Conferee Norton Protected Funding Breakthroughs for UDC in

Farm Bill Passed by House and Senate

May 15, 2008

Washington, DC - Congresswoman Eleanor Holmes Norton (D-DC) said today that sections she has long sought are in the Farm Bill on its way to the President today, but expressed concern over "serious defects" in some of the bill's provisions. For the first time, the University of the District of Columbia (UDC) qualifies for millions of dollars in grants. Norton, who used her seniority to be appointed a Farm Bill conferee, protected provisions from her bill to put UDC, the only all urban land grant institution in the country, on par with other land grant universities in the country. Norton's bill eliminates barriers to the University's participation in agricultural research and extension programs and provides the authority needed for the University to participate in capacity building and facilities programs now being administered at the U.S. Department of Agriculture.

"I appreciate the working relationship that House Chairman Collin Peterson and Senate Chairman Tom Harkin and my House and Senate colleagues on the Agriculture Committee generously formed with me to produce this path-breaking bill. Access to these first-time funds cover the waterfront - from vital nutrition programs to facilities. The new congressional majority has shown it intends to honor D.C.'s long quest for equal treatment, whether the vote or access to critical funds."
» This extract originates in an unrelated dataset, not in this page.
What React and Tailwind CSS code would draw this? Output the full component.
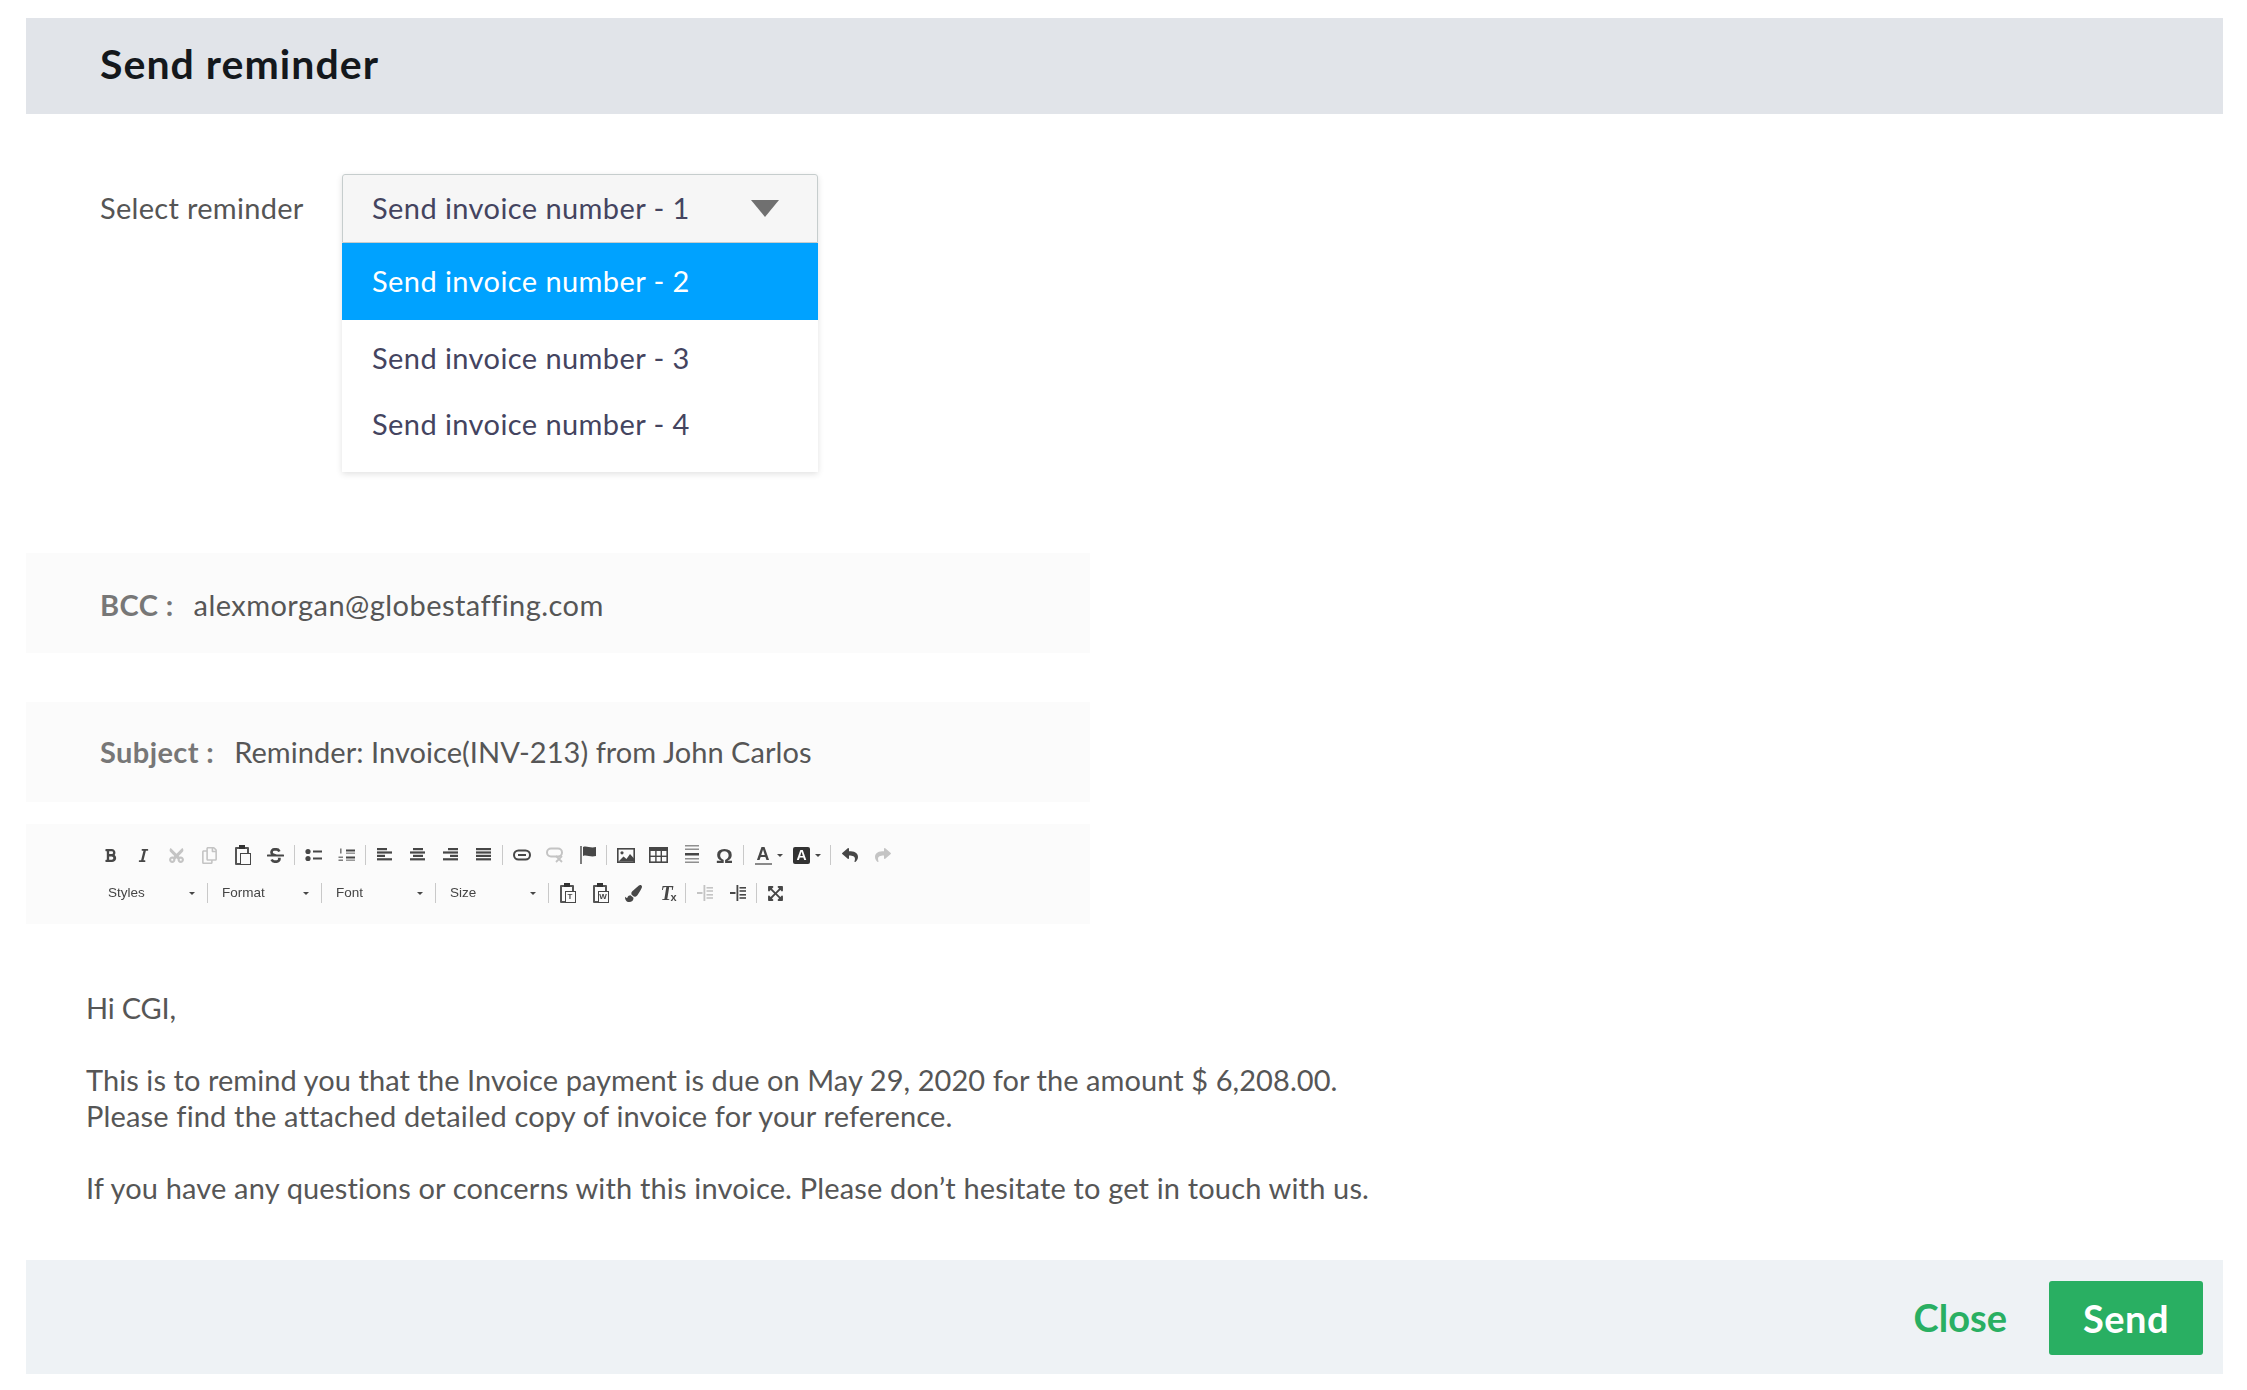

In particular, the farm bill frees UDC from the legislative relic that awkwardly authorized community outreach and education activities at UDC in the District of Columbia Higher Education and Post Secondary Act of 1974, rather than the Smith-Lever Act, which funds extension services at other land grant institutions. Now, the University will be able to expand to provide services, such as pesticide safety training and licensing for professionals; water quality education and monitoring; gardening assistance for D.C. homeowners; and resources for teachers to bring appropriate material to the classroom; among other services. UDC will also be able to use federal funds from the Education Food and Nutrition Education Program (EFNEP) to provide youth and families with nutrition education that leads to sustainable behavior changes without any nonfederal matching requirement, the same as other land grant institutions in the states and territories.

Until Norton's bill, UDC was the only land grant institution required to have a 100 percent match to receive funding. Norton also managed to include a provision to extend to UDC the same waiver and reduction of matching requirements for agricultural experiment station programs as authorized by the Hatch Act and that other land grant institutions enjoy. Other provisions provide UDC access to grants and fellowships for food and agricultural sciences education, and grants to upgrade the University's food and agriculture facilities.

Norton has long fought for equal treatment for the District's only state university. In 1999, when Norton's D.C. tuition assistance grant bill (DCTAG) was passed, she insisted that Congress also give UDC its long-sought Historically Black College and University (HBCU) federal funding status for its undergraduate programs. Earlier this year the Congresswoman introduced a bill to extend HBCU funding to UDC's qualified graduate programs, and such funding for the David A. Clarke School of Law pending in the reauthorization of the Higher Education Act.

Norton, who will travel to Haiti tomorrow on an emergency mission brought on by the food crisis there, said, "Crop subsidies and increased exportation of food grown on American soil displace crops grown in the developing world, reduce global supply, and exacerbate the already dire food crisis that has come to the forefront of the political discourse here and worldwide." Norton is particularly concerned that the bill also mandates ethanol production from corn, making it nearly impossible for many farmers to grow anything other than corn to be used for ethanol. Norton hopes to get some changes when she returns from Haiti.